Verweerster heeft bij besluit van 16 juni 2004 afwijzend op dit verzoek beslist. Deze afwijzing heeft zij bij de thans bestreden beslissing op bezwaar gehandhaafd.
De bestuursrechter is slechts bevoegd kennis te nemen van een beroep inzake een zuiver schadebesluit, indien de gestelde schadeoorzaak een besluit is waartegen bij die rechter beroep kan worden ingesteld (bijvoorbeeld de uitspraak van het College van 19 februari 1997, www.rechtspraak.nl, LJN ZG2071, AB 1997/144). Vaststaat dat het College zich in zijn uitspraak van 4 december 2001, zoals hiervoor onder rubriek 2 weergegeven, bevoegd heeft verklaard kennis te nemen van het besluit dat is genomen op het bezwaar tegen het primaire besluit van 3 augustus 1999. Aangezien deze uitspraak, evenals de – eveneens hiervoor onder rubriek 2 weergegeven – uitspraak van 27 mei 2004, rechtens onaantastbaar is kan de bevoegdheid ter zake van het College thans niet meer in geschil zijn, zodat het betoog van appellant dat het College zich in deze uitspraken ten onrechte bevoegd heeft verklaard reeds om die reden niet slaagt. Hieruit volgt dat het College eveneens bevoegd is kennis te nemen van onderhavige beroep.
Het College overweegt voorts dat in de huidige procedure uitsluitend schade aan de orde kan zijn die is veroorzaakt door het besluit van 3 augustus 1999. Schade die zou zijn veroorzaakt door de beschikking van de kantonrechter van 30 september 1993, waarbij de doorhaling van de vof is gelast, kan in deze procedure vanwege het ontbreken van processuele connexiteit niet aan de orde zijn.
5.2 Verweerster stelt zich op het standpunt dat appellant geen recht heeft op schadevergoeding, omdat het besluit van 3 augustus 1999 rechtmatig is.

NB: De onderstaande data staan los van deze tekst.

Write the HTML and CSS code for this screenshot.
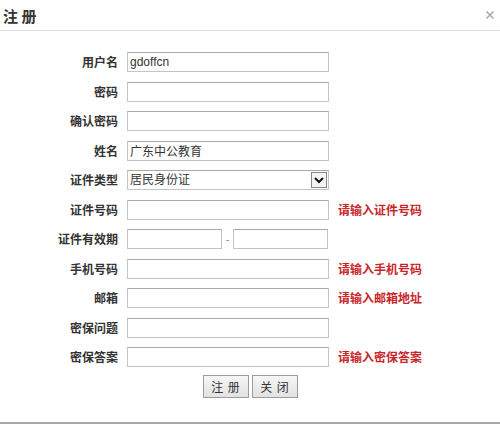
FILE: index.html
```html
<!DOCTYPE html>
<html lang="zh">
<head>
<meta charset="utf-8">
<title>注册</title>
<link rel="stylesheet" href="styles.css">
</head>
<body>
<div class="dialog">
  <div class="header">
    <span class="title">注 册</span>
    <svg class="close" width="10" height="10" viewBox="0 0 10 10"><path d="M1.5 1.5 L8.5 8.5 M8.5 1.5 L1.5 8.5" stroke="#aaa" stroke-width="1.6"/></svg>
  </div>
  <form class="form">
    <label class="lbl">用户名</label>
    <input class="field" type="text" value="gdoffcn">
    <span class="msg"></span>

    <label class="lbl">密码</label>
    <input class="field" type="password">
    <span class="msg"></span>

    <label class="lbl">确认密码</label>
    <input class="field" type="password">
    <span class="msg"></span>

    <label class="lbl">姓名</label>
    <input class="field" type="text" value="广东中公教育">
    <span class="msg"></span>

    <label class="lbl">证件类型</label>
    <div class="select-wrap">
      <select class="field select"><option>居民身份证</option></select>
      <svg class="arrow" width="16" height="16" viewBox="0 0 16 16"><rect x="0.5" y="0.5" width="15" height="15" fill="#f4f4f4" stroke="#8a8a8a"/><path d="M4 6 L8 10 L12 6" fill="none" stroke="#111" stroke-width="2"/></svg>
    </div>
    <span class="msg"></span>

    <label class="lbl">证件号码</label>
    <input class="field" type="text">
    <span class="msg">请输入证件号码</span>

    <label class="lbl">证件有效期</label>
    <div class="dates">
      <input class="field date" type="text">
      <span class="dash">-</span>
      <input class="field date" type="text">
    </div>
    <span class="msg"></span>

    <label class="lbl">手机号码</label>
    <input class="field" type="text">
    <span class="msg">请输入手机号码</span>

    <label class="lbl">邮箱</label>
    <input class="field" type="text">
    <span class="msg">请输入邮箱地址</span>

    <label class="lbl">密保问题</label>
    <input class="field" type="text">
    <span class="msg"></span>

    <label class="lbl">密保答案</label>
    <input class="field" type="text">
    <span class="msg">请输入密保答案</span>
  </form>
  <div class="buttons">
    <button class="btn" type="button">注 册</button>
    <button class="btn" type="button">关 闭</button>
  </div>
</div>
</body>
</html>
```

FILE: styles.css
```css
html, body {
  margin: 0;
  padding: 0;
  background: #fff;
}
body {
  width: 500px;
  height: 424px;
  overflow: hidden;
  font-family: "Liberation Sans", Arial, "Noto Sans CJK SC", sans-serif;
  color: #333;
}
.dialog {
  width: 500px;
  height: 424px;
  box-sizing: border-box;
  border-bottom: 2px solid #a8a8a8;
  display: flex;
  flex-direction: column;
}
.header {
  height: 30px;
  border-bottom: 1px solid #dcdcdc;
  display: flex;
  align-items: center;
  justify-content: space-between;
  padding: 0 5px 0 3px;
  flex-shrink: 0;
}
.title {
  font-family: "Noto Sans CJK SC", sans-serif;
  font-size: 15px;
  font-weight: bold;
  color: #333;
  letter-spacing: 0;
  line-height: 1;
  margin-top: 0;
}
.close {
  margin-right: 0;
  margin-top: -1px;
}
.form {
  margin-top: 21px;
  display: grid;
  grid-template-columns: 118px 202px 1fr;
  column-gap: 9px;
  row-gap: 9.5px;
  grid-auto-rows: 20px;
  align-items: center;
}
.lbl {
  text-align: right;
  font-family: "Noto Sans CJK SC", sans-serif;
  font-size: 12px;
  font-weight: bold;
  color: #333;
  line-height: 20px;
}
.field {
  box-sizing: border-box;
  width: 202px;
  height: 20px;
  margin: 0;
  border: 1px solid #c4c4c4;
  border-top-color: #a9a9a9;
  background: #fff;
  padding: 0 2px;
  font-family: "Liberation Sans", Arial, "Noto Sans CJK SC", sans-serif;
  font-size: 12px;
  color: #333;
  outline: none;
}
.select-wrap {
  position: relative;
  width: 202px;
  height: 20px;
}
.select {
  appearance: none;
  -webkit-appearance: none;
  border-radius: 0;
  padding-left: 2px;
}
.arrow {
  position: absolute;
  right: 2px;
  top: 2px;
  pointer-events: none;
}
.dates {
  display: flex;
  align-items: center;
  width: 202px;
}
.date {
  width: 95px;
}
.dash {
  width: 11px;
  text-align: center;
  font-size: 11px;
  color: #888;
}
.msg {
  font-family: "Noto Sans CJK SC", sans-serif;
  font-size: 12px;
  font-weight: bold;
  color: #c8262a;
  line-height: 20px;
  white-space: nowrap;
}
.buttons {
  margin-top: 8px;
  display: flex;
  justify-content: flex-start;
  padding-left: 203px;
  gap: 3px;
}
.btn {
  box-sizing: border-box;
  width: 46px;
  height: 23px;
  margin: 0;
  padding: 0;
  border: 1px solid #9c9c9c;
  background: linear-gradient(#f6f6f6, #e2e2e2);
  font-family: "Noto Sans CJK SC", sans-serif;
  font-size: 12px;
  color: #333;
  letter-spacing: 1px;
}
```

Het College heeft bij meergenoemde uitspraak van 4 december 2001 het beroep van appellant gericht tegen het besluit van 6 oktober 1999 ongegrond verklaard. Bij dit besluit heeft verweerster het bezwaar van appellant tegen het beweerdelijk schadeveroorzakende besluit van 3 augustus 1999 ongegrond verklaard. Voorts heeft het College bij uitspraak van 27 mei 2004 het door appellant ingestelde beroep tegen het besluit van 8 maart 2004 ongegrond verklaard. In deze uitspraak heeft het College – kort gezegd – geoordeeld dat verweerster op 19 augustus 2002 terecht heeft geweigerd het wijzigingsformulier in behandeling te nemen en dat geen aanleiding bestond terug te komen op het besluit van 3 augustus 1999. Genoemde besluiten en genoemde uitspraken zijn rechtens onaantastbaar.

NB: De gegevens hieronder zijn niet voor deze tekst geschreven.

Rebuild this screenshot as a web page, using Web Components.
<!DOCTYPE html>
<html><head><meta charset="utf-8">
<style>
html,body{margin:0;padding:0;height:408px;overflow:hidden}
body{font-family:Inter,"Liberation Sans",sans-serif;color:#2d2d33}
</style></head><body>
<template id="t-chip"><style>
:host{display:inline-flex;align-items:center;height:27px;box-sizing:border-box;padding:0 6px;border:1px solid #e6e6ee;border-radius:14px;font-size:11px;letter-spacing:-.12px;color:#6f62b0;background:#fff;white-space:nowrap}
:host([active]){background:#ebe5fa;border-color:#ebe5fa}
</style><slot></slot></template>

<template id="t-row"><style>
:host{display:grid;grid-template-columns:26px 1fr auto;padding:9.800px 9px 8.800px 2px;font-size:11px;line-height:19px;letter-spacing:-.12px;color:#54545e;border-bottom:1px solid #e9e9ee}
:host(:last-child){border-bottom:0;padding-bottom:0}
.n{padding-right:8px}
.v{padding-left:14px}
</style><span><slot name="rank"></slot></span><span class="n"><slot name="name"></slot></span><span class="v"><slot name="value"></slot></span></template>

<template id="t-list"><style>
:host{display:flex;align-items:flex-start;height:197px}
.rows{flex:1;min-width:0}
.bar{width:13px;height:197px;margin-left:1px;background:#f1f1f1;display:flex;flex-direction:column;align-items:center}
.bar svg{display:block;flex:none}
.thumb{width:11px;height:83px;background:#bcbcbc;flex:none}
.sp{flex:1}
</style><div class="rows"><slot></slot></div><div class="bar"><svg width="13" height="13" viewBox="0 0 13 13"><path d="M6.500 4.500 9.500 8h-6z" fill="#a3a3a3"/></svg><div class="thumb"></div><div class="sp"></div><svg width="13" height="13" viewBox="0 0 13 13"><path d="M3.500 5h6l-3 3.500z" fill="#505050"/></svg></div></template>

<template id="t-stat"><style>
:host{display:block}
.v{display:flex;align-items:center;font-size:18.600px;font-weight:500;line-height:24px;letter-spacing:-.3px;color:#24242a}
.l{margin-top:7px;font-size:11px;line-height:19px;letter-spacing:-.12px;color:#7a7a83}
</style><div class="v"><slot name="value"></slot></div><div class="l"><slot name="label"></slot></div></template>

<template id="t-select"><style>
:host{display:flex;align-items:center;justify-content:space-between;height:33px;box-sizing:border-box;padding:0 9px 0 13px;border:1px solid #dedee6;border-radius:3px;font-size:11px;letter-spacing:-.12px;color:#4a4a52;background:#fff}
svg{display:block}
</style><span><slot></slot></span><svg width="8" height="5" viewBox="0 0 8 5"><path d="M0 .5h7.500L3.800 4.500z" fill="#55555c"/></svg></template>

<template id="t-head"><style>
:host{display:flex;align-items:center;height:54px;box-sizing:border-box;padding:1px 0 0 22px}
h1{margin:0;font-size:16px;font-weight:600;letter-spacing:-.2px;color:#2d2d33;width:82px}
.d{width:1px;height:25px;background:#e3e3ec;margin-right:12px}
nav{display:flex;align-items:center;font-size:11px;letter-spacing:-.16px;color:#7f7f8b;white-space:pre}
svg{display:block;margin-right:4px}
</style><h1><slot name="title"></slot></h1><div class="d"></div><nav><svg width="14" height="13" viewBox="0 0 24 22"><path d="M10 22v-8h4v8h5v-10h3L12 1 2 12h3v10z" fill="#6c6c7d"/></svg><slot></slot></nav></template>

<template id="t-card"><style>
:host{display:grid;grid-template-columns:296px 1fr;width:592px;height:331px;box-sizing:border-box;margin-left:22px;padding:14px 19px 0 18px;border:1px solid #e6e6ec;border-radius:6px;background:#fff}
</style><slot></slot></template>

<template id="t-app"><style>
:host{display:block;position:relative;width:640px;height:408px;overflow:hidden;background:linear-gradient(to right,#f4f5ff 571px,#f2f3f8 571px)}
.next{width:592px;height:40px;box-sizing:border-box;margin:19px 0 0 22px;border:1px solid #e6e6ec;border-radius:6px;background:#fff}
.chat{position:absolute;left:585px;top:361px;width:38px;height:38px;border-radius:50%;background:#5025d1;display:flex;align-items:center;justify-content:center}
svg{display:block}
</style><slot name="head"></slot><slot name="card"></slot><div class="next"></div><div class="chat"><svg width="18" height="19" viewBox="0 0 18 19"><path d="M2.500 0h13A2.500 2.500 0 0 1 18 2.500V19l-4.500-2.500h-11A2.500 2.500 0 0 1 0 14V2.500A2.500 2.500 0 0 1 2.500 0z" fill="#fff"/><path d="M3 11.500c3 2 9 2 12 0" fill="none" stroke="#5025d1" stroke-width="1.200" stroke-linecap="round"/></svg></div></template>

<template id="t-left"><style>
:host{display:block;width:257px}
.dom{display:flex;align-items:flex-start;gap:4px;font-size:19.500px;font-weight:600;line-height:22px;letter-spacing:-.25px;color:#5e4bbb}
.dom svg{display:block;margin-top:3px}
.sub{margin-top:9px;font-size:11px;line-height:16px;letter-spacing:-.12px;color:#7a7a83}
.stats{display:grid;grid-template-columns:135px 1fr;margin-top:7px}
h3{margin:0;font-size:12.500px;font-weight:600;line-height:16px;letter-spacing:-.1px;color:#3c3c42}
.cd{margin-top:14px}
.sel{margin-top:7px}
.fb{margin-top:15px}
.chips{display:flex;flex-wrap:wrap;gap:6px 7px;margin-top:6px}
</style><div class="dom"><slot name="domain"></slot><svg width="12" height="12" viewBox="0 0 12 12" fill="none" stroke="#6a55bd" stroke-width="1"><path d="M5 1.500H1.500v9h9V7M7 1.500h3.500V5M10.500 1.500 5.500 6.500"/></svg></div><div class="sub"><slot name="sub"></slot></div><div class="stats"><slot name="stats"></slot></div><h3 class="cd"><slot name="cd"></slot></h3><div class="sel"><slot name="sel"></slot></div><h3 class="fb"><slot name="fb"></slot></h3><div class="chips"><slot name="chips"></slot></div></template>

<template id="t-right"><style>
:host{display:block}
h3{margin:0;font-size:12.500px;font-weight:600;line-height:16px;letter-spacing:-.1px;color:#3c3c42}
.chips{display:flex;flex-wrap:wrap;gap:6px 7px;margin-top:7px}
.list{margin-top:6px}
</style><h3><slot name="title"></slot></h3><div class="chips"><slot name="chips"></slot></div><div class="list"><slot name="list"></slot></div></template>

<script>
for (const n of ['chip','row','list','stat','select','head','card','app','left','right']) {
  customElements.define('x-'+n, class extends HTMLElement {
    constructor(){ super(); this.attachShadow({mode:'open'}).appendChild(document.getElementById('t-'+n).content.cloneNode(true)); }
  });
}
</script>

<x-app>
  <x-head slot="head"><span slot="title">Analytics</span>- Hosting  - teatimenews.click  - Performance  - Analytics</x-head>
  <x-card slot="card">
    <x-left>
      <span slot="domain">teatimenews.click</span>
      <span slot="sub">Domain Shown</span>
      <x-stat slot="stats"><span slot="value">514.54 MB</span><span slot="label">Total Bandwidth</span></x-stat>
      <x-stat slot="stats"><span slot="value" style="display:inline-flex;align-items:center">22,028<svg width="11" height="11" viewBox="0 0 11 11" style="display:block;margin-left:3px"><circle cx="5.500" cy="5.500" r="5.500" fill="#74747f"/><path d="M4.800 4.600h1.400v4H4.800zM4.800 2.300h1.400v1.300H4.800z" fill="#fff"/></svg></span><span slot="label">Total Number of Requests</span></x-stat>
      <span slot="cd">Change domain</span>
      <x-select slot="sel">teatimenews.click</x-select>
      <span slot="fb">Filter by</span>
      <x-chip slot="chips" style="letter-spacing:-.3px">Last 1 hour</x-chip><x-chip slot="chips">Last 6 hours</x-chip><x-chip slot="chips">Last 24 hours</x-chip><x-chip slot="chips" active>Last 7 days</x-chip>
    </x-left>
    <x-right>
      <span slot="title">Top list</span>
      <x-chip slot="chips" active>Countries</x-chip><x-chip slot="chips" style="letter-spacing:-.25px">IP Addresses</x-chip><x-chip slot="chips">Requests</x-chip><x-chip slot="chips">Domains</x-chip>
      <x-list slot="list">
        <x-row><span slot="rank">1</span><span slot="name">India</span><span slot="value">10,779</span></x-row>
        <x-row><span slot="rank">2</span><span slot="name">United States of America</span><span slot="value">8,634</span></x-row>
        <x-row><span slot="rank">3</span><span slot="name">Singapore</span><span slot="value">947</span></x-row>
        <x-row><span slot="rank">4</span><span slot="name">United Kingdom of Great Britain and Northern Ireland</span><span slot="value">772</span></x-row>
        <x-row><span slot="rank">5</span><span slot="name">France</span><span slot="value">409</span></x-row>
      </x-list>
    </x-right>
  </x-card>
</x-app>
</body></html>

Indien een besluit niet is vernietigd, dient in beginsel van de rechtmatigheid daarvan te worden uitgegaan. Aangezien verweerster voorts de onrechtmatigheid van het schadeveroorzakende besluit niet heeft erkend en in hetgeen appellant heeft aangevoerd noch anderszins is gebleken van bijzondere, zeer klemmende omstandigheden die een uitzondering op voornoemd uitgangspunt rechtvaardigen, moet worden uitgegaan van de rechtmatigheid van het besluit van 3 augustus 1999 en heeft verweerster het onderhavige verzoek om schadevergoeding derhalve terecht en op goede gronden afgewezen.
5.3 In het licht van het vorenstaande is het College van oordeel dat verweerster terecht heeft geoordeeld dat het bezwaar kennelijk ongegrond is en mitsdien terecht heeft besloten om met toepassing van artikel 7:3, aanhef en onder b, Awb van de hoorplicht af te zien.

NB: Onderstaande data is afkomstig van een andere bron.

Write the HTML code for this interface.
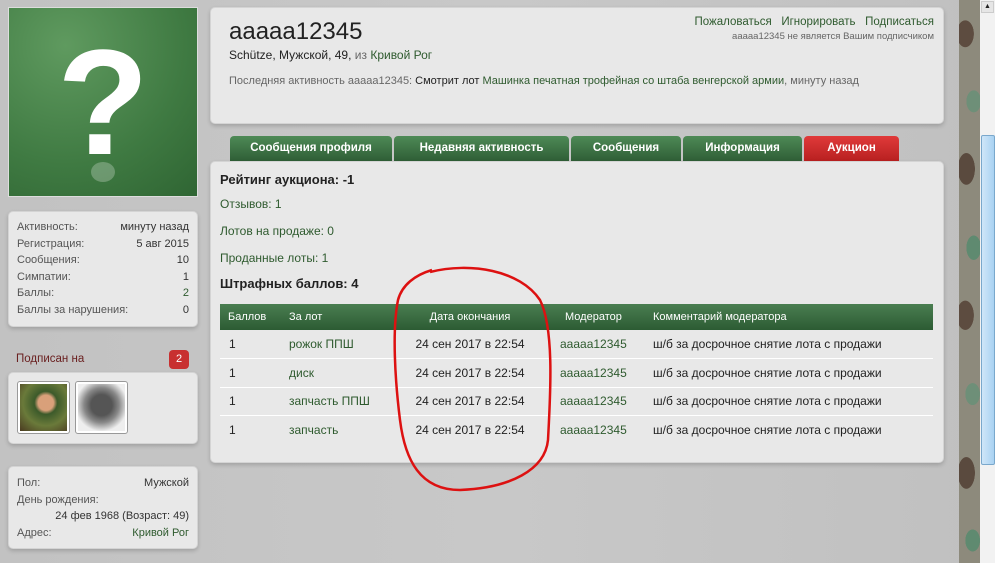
<!DOCTYPE html>
<html><head><meta charset="utf-8"><style>
*{margin:0;padding:0;box-sizing:border-box}
body{width:995px;height:563px;overflow:hidden;position:relative;background:linear-gradient(90deg,#c2c2c2,#c8c8c8 50%,#c0c0c0);font-family:"Liberation Sans","DejaVu Sans",sans-serif;font-size:11px;color:#222}
.a{position:absolute}
.box{position:absolute;background:#e8e8e8;border:1px solid #d4d4d4;border-radius:5px;box-shadow:0 2px 4px rgba(0,0,0,.18)}
.g{color:#2e5a2e}
.row{display:flex;justify-content:space-between;height:16.5px;color:#333}
.row span:first-child{color:#555}
.tab{position:absolute;top:136px;height:25px;background:linear-gradient(#4e8a56,#2f5e36);border-radius:4px 4px 0 0;color:#fff;font-weight:bold;font-size:11.5px;text-align:center;line-height:24px}
table{border-collapse:collapse;position:absolute;left:220px;top:304px;width:713px;font-size:12px;table-layout:fixed}
th{background:linear-gradient(#4a7e51,#2c5b33);color:#fff;font-weight:normal;height:26px;text-align:left;font-size:11px}
td{height:28.5px;border-bottom:1px solid #fff}
</style></head><body>
<div class="a" style="left:8px;top:7px;width:190px;height:190px;background:radial-gradient(circle at 30% 20%,#5f9a5f,#3f7a42 60%,#2f6533);border:1px solid #ddd"></div>
<div class="a" style="left:8px;top:7px;width:190px;height:190px;text-align:center;color:#fff;font-weight:bold;font-size:150px;line-height:190px;font-family:'Liberation Sans',sans-serif">?</div>
<div class="a" style="left:91px;top:162px;width:24px;height:20px;border-radius:50%;background:rgba(255,255,255,.25)"></div>

<div class="box" style="left:8px;top:211px;width:190px;height:116px;padding:9px 8px">
<div class="row"><span>Активность:</span><span>минуту назад</span></div>
<div class="row"><span>Регистрация:</span><span>5 авг 2015</span></div>
<div class="row"><span>Сообщения:</span><span>10</span></div>
<div class="row"><span>Симпатии:</span><span>1</span></div>
<div class="row"><span>Баллы:</span><span class="g">2</span></div>
<div class="row"><span>Баллы за нарушения:</span><span>0</span></div>
</div>
<div class="a" style="left:16px;top:353px;color:#6a2020;font-size:11.5px">Подписан на</div>
<div class="a" style="left:169px;top:350px;width:20px;height:19px;background:#c83030;border-radius:4px;color:#fff;text-align:center;line-height:19px;font-size:11px">2</div>
<div class="box" style="left:8px;top:372px;width:190px;height:72px"></div>
<div class="a" style="left:17px;top:381px;width:53px;height:53px;border:1px solid #999;border-radius:3px;background:#fff;padding:2px"><div style="width:100%;height:100%;background:radial-gradient(circle at 55% 40%,#d9a07a 0 20%,#3c5a2a 30%,#6a7a3a 60%,#4a3a20)"></div></div>
<div class="a" style="left:75px;top:381px;width:53px;height:53px;border:1px solid #999;border-radius:3px;background:#fff;padding:2px"><div style="width:100%;height:100%;background:radial-gradient(circle at 50% 45%,#555 0 30%,#888 50%,#eee 75%)"></div></div>
<div class="box" style="left:8px;top:466px;width:190px;height:83px;padding:10px 8px">
<div class="row"><span>Пол:</span><span>Мужской</span></div>
<div class="row"><span>День рождения:</span><span></span></div>
<div class="row" style="justify-content:flex-end"><span style="color:#333">24 фев 1968 (Возраст: 49)</span></div>
<div class="row"><span>Адрес:</span><span class="g">Кривой Рог</span></div>
</div>

<div class="box" style="left:210px;top:7px;width:734px;height:117px"></div>
<div class="a" style="left:229px;top:18px;font-size:24px;color:#222">aaaaa12345</div>
<div class="a" style="left:229px;top:48px;font-size:12px">Schütze, Мужской, 49, <span style="color:#666">из</span> <span class="g">Кривой Рог</span></div>
<div class="a" style="left:229px;top:75px;font-size:11px;color:#666">Последняя активность aaaaa12345: <span style="color:#222">Смотрит лот</span> <span class="g">Машинка печатная трофейная со штаба венгерской армии</span>, минуту назад</div>
<div class="a g" style="right:61px;top:16px;font-size:11.5px">Пожаловаться&nbsp;&nbsp; Игнорировать&nbsp;&nbsp; Подписаться</div>
<div class="a" style="right:61px;top:31px;font-size:9.5px;color:#666">aaaaa12345 не является Вашим подписчиком</div>

<div class="tab" style="left:230px;width:162px">Сообщения профиля</div>
<div class="tab" style="left:394px;width:175px">Недавняя активность</div>
<div class="tab" style="left:571px;width:110px">Сообщения</div>
<div class="tab" style="left:683px;width:119px">Информация</div>
<div class="tab" style="left:804px;width:95px;background:linear-gradient(#e03a3a,#b82020)">Аукцион</div>

<div class="box" style="left:210px;top:161px;width:734px;height:302px"></div>
<div class="a" style="left:220px;top:172px;font-size:13px;font-weight:bold">Рейтинг аукциона: -1</div>
<div class="a g" style="left:220px;top:197px;font-size:12px">Отзывов: 1</div>
<div class="a g" style="left:220px;top:224px;font-size:12px">Лотов на продаже: 0</div>
<div class="a g" style="left:220px;top:251px;font-size:12px">Проданные лоты: 1</div>
<div class="a" style="left:220px;top:276px;font-size:13px;font-weight:bold">Штрафных баллов: 4</div>
<table>
<colgroup><col style="width:68px"><col style="width:110px"><col style="width:144px"><col style="width:111px"><col></colgroup>
<tr><th style="padding-left:8px">Баллов</th><th style="padding-left:1px">За лот</th><th style="text-align:center">Дата окончания</th><th style="padding-left:23px">Модератор</th><th>Комментарий модератора</th></tr>
<tr><td style="padding-left:9px">1</td><td class="g" style="padding-left:1px">рожок ППШ</td><td style="text-align:center">24 сен 2017 в 22:54</td><td class="g" style="padding-left:18px">aaaaa12345</td><td>ш/б за досрочное снятие лота с продажи</td></tr>
<tr><td style="padding-left:9px">1</td><td class="g" style="padding-left:1px">диск</td><td style="text-align:center">24 сен 2017 в 22:54</td><td class="g" style="padding-left:18px">aaaaa12345</td><td>ш/б за досрочное снятие лота с продажи</td></tr>
<tr><td style="padding-left:9px">1</td><td class="g" style="padding-left:1px">запчасть ППШ</td><td style="text-align:center">24 сен 2017 в 22:54</td><td class="g" style="padding-left:18px">aaaaa12345</td><td>ш/б за досрочное снятие лота с продажи</td></tr>
<tr><td style="padding-left:9px;border:0">1</td><td class="g" style="border:0;padding-left:1px">запчасть</td><td style="text-align:center;border:0">24 сен 2017 в 22:54</td><td class="g" style="border:0;padding-left:18px">aaaaa12345</td><td style="border:0">ш/б за досрочное снятие лота с продажи</td></tr>
</table>
<svg class="a" style="left:0;top:0" width="995" height="563"><path d="M430 272 C470 262 520 270 540 300 C555 330 550 400 548 440 C545 470 510 488 460 490 C420 490 405 460 400 420 C395 380 392 330 398 300 C402 285 415 275 432 270" fill="none" stroke="#d11" stroke-width="2.5"/></svg>

<div class="a" style="left:959px;top:0;width:21px;height:563px;background:
radial-gradient(ellipse 14px 22px at 30% 6%,#5d4c40 60%,transparent 62%),
radial-gradient(ellipse 12px 18px at 70% 18%,#6e8f78 60%,transparent 62%),
radial-gradient(ellipse 14px 26px at 35% 30%,#5a4a3e 60%,transparent 62%),
radial-gradient(ellipse 12px 20px at 70% 44%,#5f8a70 60%,transparent 62%),
radial-gradient(ellipse 14px 24px at 30% 56%,#5d4c40 60%,transparent 62%),
radial-gradient(ellipse 12px 18px at 65% 70%,#6e8f78 60%,transparent 62%),
radial-gradient(ellipse 14px 26px at 35% 84%,#5a4a3e 60%,transparent 62%),
radial-gradient(ellipse 12px 18px at 65% 96%,#5f8a70 60%,transparent 62%),
#8d8a7c"></div>
<div class="a" style="left:980px;top:0;width:15px;height:563px;background:#f2f2f2"></div>
<div class="a" style="left:981px;top:1px;width:13px;height:12px;background:#e6e6e6;border:1px solid #ccc;font-size:7px;text-align:center;line-height:10px">▲</div>
<div class="a" style="left:981px;top:135px;width:14px;height:330px;background:linear-gradient(90deg,#cfe6f8,#a9d2f2);border:1px solid #7aa8cc;border-radius:2px"></div>
</body></html>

5.4 Naar het oordeel van het College bestaat er, gelet op hetgeen hiervoor is overwogen, geen aanleiding voor het stellen van prejudiciële vragen, als door appellant aan de orde gesteld.
5.5 Het hiervoor overwogene leidt tot de conclusie dat het beroep ongegrond moet worden verklaard.
Het College acht geen termen aanwezig voor een proceskostenveroordeling met toepassing van artikel 8:75 van de Awb.